As I've gotten into this, I think that if someone just wanted a simple PID, it would be easier to go the traditional route, using a dedicated PID controller. (Murph's PID page is the canonical reference.) There are several people selling "PID kits" that make it really simple. But the cool thing about using a full-blown microprocessor like the Arduino is that I can add as many features as I want. I plan to add a brewhead light that will light up during shots, using the PID to control steaming, and a custom LCD display. Tim and Nash have are taking it way further than that, doing things like using a nintendo controllers for remote control and more!

About the DIY revolution

I saw this post by Clive Thompson yesterday on Wired. It really sums up a lot of what I love about tweaking and tinkering with stuff. I get a lot of intellectual stimulation from learning about stuff and how to fix it. I also like the idea of reusing things that would otherwise go in the landfill and not buying new unless I have to.

...and so it begins.

This is the beginning of my blog to talk about my "personal" projects.
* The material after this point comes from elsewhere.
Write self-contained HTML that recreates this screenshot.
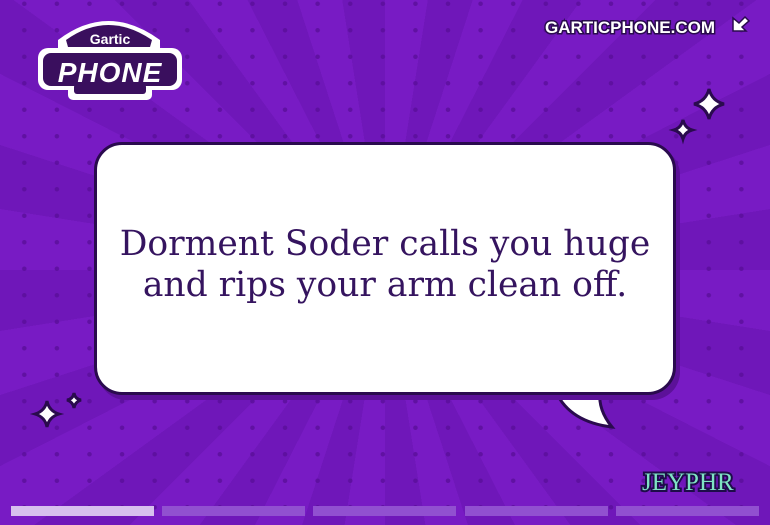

The one I'm on right now is putting a PID controller on my Silvia espresso machine, using on the Arduino microcontroller. I'm basing it on work done by Tim Hirzel at the Arduino playground.

The basic idea is to replace the stock brew thermostat with a solid state relay (SSR) to control the boiler heater. The SSR is controlled by a microcontroller running software that takes a temperature input from the boiler and through the PID formula, keeps the temperature in a very tight range, resulting in superior espresso. I plan to put details about the project in future posts.